Edit: full explanation here - https://github.com/Tribler/tribler/wiki/The-design-of-a-trus...



I've always had a sort of knee jerk reaction against distributed systems that enforce global consistency at the protocol level. Wherever there's a conch to have or not have, also there will be the haves and the have nots.

Better, says my gut, to let either sides of a contradiction compete for legitimacy in the eyes of whatever local audiences are relevant.

Assuming consensus from the get go just doesn't seem to square with how large groups of people actually work.

So I hope that these alternatives work out for them because I'd like to have more examples to point at when I try to express this.


Haha, good Lord of the Flies reference. Yes let's decentralize all the conchs, make them all local.

Though, due to positive feedback and winner-take-all effects in complex systems like human economies, I don't believe that's a stable equilibrium. The critical resources of systems will concentrate and consolidate over time. The question is whether there's any way to manage that in the architecture or protocol to minimize the resulting harm, or whether it's better not to try.


I'd be skeptical of arguments that it's better not to try.

Once the winners take all, they tend to redecorate such that their power is easy to keep and hard to lose. Once they've done that, they don't have to worry so much about continuing to display whatever merits made them winners in the first place. No need to deliver on whatever promises made. No need to support whatever products sold. You're on top, your enemies are pre-crushed, you can now relax.

I agree that protecting our ability to revoke their legitimacy is not a path to a stable equilibrium. It'll take work to ensure that they can not in fact relax. But I think it's work worth doing. Much like how a farmer selects cultivars based on their desirable properties, so should should the masses wield their ability to revoke legitimacy and artificially select a more desirable culture among their leadership.

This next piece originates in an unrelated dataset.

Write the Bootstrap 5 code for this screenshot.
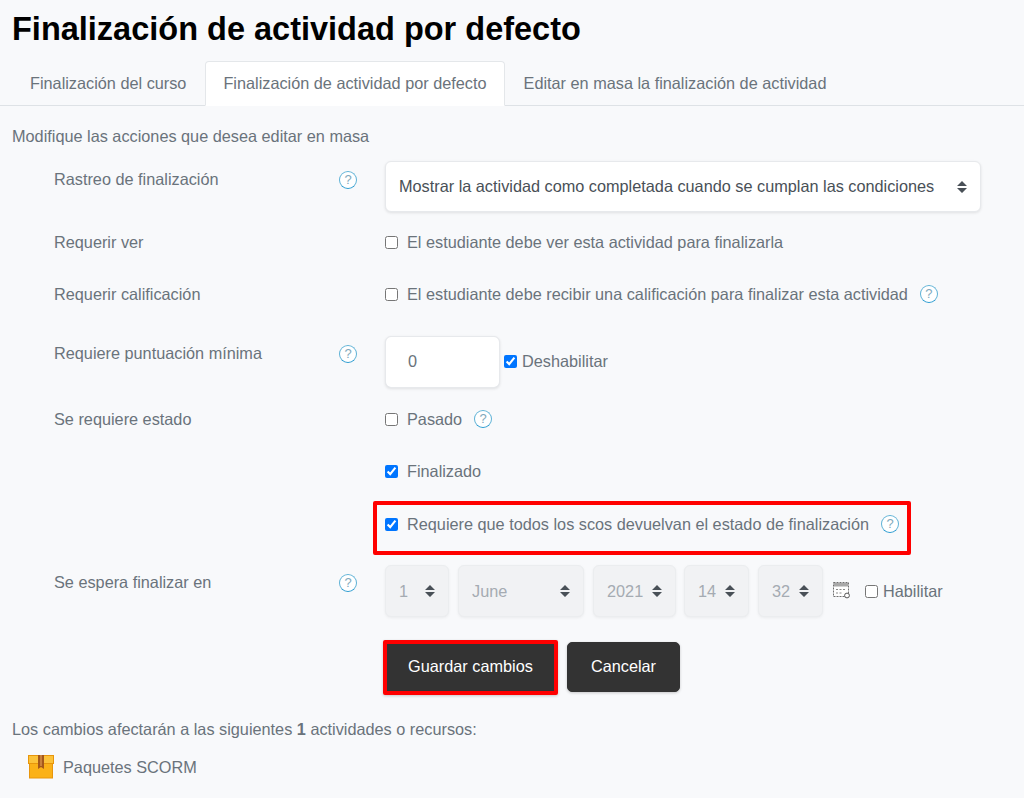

...which is why consistency is the wrong part of the CAP theorem to preserve. It makes it possible for the powerful to forbid states where they're later not powerful by labeling those states "inconsistent". If you have consistency, revoking their legitimacy means abandoning the protocol.

If inconsistency is possible, you don't have to rebuild anything. Instead just reconfigure your part of it to trust different people.